For longtime fans, that is the pitch. For Marvel, the question is whether nostalgia is enough to bring in viewers who skipped the first two seasons.

The Ratings Problem Hasn’t Gone Away
The issue is that online buzz and actual streaming viewership are not the same thing.
Daredevil: Born Again has had plenty of fan conversation, especially around returning Netflix characters, the darker tone, Bullseye, Kingpin, and the show’s course correction after Marvel retooled the original version — which we exclusively reported before the trades confirmed it. But Nielsen has told a different story.
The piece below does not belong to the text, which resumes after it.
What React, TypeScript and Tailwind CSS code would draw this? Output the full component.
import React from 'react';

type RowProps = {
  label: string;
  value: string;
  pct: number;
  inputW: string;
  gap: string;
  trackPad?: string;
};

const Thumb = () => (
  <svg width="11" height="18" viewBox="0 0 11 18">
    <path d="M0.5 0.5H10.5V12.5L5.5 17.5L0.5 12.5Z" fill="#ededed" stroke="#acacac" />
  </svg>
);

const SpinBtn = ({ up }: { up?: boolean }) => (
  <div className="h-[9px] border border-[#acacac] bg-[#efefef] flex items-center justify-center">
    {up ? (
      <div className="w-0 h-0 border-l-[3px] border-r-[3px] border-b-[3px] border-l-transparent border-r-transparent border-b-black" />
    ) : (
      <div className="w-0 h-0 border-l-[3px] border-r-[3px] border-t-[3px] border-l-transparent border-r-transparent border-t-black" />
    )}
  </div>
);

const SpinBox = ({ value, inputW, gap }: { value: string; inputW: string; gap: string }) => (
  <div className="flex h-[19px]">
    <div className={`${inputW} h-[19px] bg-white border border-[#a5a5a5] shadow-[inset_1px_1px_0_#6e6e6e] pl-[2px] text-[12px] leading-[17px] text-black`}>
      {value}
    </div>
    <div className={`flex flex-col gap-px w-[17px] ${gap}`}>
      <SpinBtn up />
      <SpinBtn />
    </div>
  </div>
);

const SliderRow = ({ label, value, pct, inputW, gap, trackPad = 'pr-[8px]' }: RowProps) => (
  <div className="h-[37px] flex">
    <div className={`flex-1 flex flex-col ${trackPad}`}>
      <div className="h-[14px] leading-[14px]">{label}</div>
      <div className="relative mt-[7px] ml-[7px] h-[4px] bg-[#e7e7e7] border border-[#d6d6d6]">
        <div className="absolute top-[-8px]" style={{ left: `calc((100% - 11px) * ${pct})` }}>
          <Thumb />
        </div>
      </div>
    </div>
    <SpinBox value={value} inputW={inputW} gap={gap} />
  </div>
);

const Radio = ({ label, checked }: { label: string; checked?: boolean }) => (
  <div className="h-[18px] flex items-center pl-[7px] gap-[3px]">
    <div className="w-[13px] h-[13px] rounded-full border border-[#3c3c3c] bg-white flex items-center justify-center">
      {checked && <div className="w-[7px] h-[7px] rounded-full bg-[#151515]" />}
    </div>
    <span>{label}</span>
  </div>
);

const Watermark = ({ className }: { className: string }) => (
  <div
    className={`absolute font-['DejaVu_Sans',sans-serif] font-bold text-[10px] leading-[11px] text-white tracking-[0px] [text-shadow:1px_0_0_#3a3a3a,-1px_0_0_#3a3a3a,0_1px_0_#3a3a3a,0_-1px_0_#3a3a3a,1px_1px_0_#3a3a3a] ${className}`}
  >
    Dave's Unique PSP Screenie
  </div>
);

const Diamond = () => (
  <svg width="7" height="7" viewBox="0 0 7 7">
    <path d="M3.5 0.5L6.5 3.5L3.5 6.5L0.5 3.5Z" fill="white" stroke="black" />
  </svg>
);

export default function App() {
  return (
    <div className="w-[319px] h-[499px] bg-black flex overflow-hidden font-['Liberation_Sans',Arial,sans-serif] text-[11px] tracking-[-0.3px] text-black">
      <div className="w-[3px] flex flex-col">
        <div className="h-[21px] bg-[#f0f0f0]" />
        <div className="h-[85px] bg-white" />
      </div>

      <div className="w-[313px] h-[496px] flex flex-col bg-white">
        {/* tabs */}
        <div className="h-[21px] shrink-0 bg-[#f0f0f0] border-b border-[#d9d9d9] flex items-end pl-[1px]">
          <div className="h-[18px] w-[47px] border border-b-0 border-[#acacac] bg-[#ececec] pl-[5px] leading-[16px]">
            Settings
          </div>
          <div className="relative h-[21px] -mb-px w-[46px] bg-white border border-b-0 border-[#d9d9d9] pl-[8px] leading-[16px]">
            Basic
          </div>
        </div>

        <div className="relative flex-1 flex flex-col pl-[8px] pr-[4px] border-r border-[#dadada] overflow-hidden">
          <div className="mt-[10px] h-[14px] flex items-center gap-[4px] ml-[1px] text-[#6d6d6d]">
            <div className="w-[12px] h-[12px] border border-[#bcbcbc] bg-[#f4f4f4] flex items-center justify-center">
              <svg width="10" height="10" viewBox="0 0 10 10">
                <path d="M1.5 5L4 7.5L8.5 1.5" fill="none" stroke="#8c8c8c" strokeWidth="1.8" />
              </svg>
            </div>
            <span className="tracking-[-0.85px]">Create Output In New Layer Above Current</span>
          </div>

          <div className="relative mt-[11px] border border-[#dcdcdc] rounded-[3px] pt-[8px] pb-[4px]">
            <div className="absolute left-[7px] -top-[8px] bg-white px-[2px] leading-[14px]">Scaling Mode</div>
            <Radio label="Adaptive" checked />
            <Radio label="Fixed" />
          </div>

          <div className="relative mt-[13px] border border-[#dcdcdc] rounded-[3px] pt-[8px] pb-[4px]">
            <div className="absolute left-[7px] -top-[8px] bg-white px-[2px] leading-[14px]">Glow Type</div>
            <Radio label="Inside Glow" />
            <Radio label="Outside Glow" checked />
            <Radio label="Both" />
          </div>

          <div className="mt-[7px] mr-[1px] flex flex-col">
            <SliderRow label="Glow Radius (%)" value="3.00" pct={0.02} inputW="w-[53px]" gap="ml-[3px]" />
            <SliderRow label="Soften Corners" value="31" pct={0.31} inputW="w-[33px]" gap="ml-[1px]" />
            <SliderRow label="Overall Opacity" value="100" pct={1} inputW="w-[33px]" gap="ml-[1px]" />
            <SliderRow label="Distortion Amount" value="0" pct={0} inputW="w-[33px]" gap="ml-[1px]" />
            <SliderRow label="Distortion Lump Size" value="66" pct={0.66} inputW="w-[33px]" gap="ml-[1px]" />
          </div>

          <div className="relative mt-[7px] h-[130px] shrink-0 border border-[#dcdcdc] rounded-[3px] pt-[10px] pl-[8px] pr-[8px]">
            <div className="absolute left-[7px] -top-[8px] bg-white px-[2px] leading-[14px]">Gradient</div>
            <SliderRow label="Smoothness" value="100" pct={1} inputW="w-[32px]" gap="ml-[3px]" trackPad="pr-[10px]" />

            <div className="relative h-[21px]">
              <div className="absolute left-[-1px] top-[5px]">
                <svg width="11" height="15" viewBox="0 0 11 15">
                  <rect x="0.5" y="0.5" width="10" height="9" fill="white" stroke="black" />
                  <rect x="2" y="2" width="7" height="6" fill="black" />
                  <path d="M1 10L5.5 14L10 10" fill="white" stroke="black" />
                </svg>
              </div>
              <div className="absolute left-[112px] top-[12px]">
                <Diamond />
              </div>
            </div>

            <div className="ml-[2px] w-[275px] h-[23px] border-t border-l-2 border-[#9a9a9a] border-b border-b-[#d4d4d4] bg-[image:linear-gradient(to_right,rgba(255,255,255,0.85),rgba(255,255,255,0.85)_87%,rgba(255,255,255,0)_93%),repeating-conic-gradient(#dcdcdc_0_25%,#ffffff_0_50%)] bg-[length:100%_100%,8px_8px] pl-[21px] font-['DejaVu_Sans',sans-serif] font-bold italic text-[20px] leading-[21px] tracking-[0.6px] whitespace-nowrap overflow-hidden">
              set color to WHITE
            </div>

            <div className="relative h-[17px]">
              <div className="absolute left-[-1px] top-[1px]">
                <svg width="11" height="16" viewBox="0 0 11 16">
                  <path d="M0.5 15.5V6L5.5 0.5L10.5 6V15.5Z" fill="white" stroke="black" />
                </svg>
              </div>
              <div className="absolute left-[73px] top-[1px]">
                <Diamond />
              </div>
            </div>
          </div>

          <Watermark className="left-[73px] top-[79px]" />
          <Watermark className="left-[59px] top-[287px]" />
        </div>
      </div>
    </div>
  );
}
Season 1 missed the Nielsen originals chart for all nine episodes. Season 2 then missed for all eight episodes. That brings the series to 0-for-17 with Nielsen, not a single Top 10 appearance across two complete seasons.
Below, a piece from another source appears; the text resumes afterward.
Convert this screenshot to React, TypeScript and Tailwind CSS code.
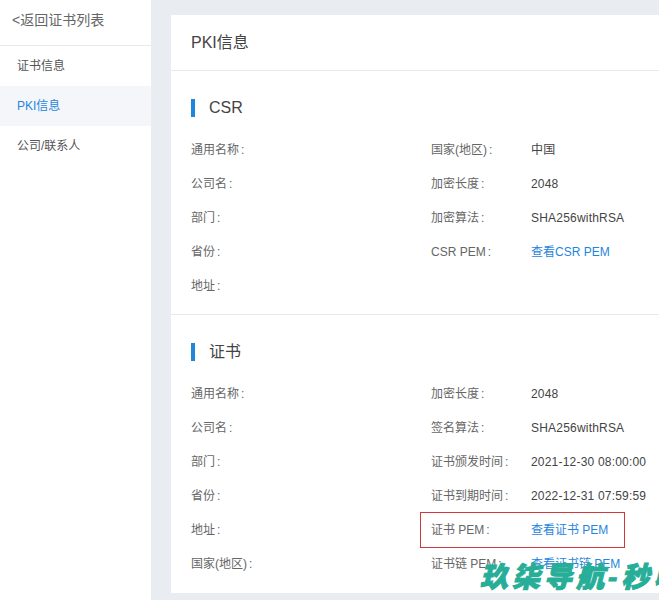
const font = { fontFamily: '"Liberation Sans","Noto Sans CJK SC",sans-serif' };

function Row({ label, value, link }: { label: string; value?: string; link?: boolean }) {
  return (
    <div className="flex h-[34px] items-center text-xs">
      <span className="w-[100px] shrink-0 whitespace-nowrap text-[#666]">
        {label}
        <span className="ml-[2px]">:</span>
      </span>
      {value && (
        <span className={`whitespace-nowrap ${link ? "text-[#1f86dc]" : "tracking-[0.2px] text-[#444]"}`}>{value}</span>
      )}
    </div>
  );
}

function Section({ title, left, right, className }: { title: string; left: string[]; right: [string, string, boolean?][]; className: string }) {
  return (
    <section className={className}>
      <div className="flex h-[18px] items-center">
        <div className="h-[18px] w-1 bg-[#1f86dc]" />
        <h2 className="ml-[14px] text-base leading-none text-[#444]">{title}</h2>
      </div>
      <div className="mt-[16px] flex">
        <div className="w-[240px] shrink-0">
          {left.map((l) => <Row key={l} label={l} />)}
        </div>
        <div className="shrink-0">
          {right.map(([l, v, k]) => <Row key={l} label={l} value={v} link={k} />)}
        </div>
      </div>
    </section>
  );
}

export default function App() {
  return (
    <div style={font} className="relative flex h-[600px] w-[659px] overflow-hidden bg-[#e9edf1]">
      <aside className="h-full w-[151px] shrink-0 bg-white">
        <div className="flex h-[46px] items-center border-b border-[#e8eaec] pb-[5px] pl-3 text-sm text-[#666]">&lt;返回证书列表</div>
        <nav className="text-xs">
          <div className="flex h-10 items-center pl-[17px] text-[#555]">证书信息</div>
          <div className="flex h-10 items-center bg-[#f4f6f9] pl-[17px] text-[#1f86dc]">PKI信息</div>
          <div className="flex h-10 items-center pl-[17px] text-[#555]">公司/联系人</div>
        </nav>
      </aside>
      <main className="ml-5 mt-[15px] h-[578px] w-[520px] shrink-0 bg-white">
        <div className="flex h-[56px] items-center border-b border-[#e8eaec] pl-5 text-base text-[#444]">PKI信息</div>
        <Section
          className="h-[244px] border-b border-[#e8eaec] px-5 pt-[28px]"
          title="CSR"
          left={["通用名称", "公司名", "部门", "省份", "地址"]}
          right={[["国家(地区)", "中国"], ["加密长度", "2048"], ["加密算法", "SHA256withRSA"], ["CSR PEM", "查看CSR PEM", true]]}
        />
        <Section
          className="px-5 pt-[28px]"
          title="证书"
          left={["通用名称", "公司名", "部门", "省份", "地址", "国家(地区)"]}
          right={[["加密长度", "2048"], ["签名算法", "SHA256withRSA"], ["证书颁发时间", "2021-12-30 08:00:00"], ["证书到期时间", "2022-12-31 07:59:59"], ["证书 PEM", "查看证书 PEM", true], ["证书链 PEM", "查看证书链 PEM", true]]}
        />
      </main>
      <div className="absolute left-[420px] top-[512px] h-[36px] w-[205px] border border-[#d0393e]" />
      <div className="absolute left-[480px] top-[559px] whitespace-nowrap text-[28px] font-black italic leading-[38px] tracking-[4px] text-[#27ae98] [-webkit-text-stroke:1px_#27ae98]">玖柒导航-秒收</div>
    </div>
  );
}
It is not just Nielsen, either. Luminate data showed Season 2 lost roughly half its audience compared to Season 1, and at one point the series was tracking worse than Echo. Even the cast has noticed, with Wilson Bethel admitting frustration with the series.
The Season 2 finale should have been the best shot. Finales usually get a catch-up bump, especially for serialized superhero shows. Instead, the finale missed during a week where the bottom title on the chart had 334 million minutes watched.

Season 3 Is The Next Nielsen Test
The Defenders reunion is the right move creatively and the obvious move from a marketing standpoint. It even gives Marvel a shot at fixing the weakest part of the old lineup, with Finn Jones’ Iron Fist never having had the fan support the others did.
But it also raises the stakes. After two seasons of Nielsen zeroes, Season 3 can no longer be judged only by social media excitement or set-photo reactions. The Defenders reunion gives Marvel the hook. Now the show has to prove the audience is there.
If Daredevil: Born Again Season 3 finally charts when it arrives in 2027, Marvel will have its proof that doubling down worked. If it misses again, then even the Defenders may not be enough to turn online hype into mainstream streaming numbers. Either way, we will be tracking it.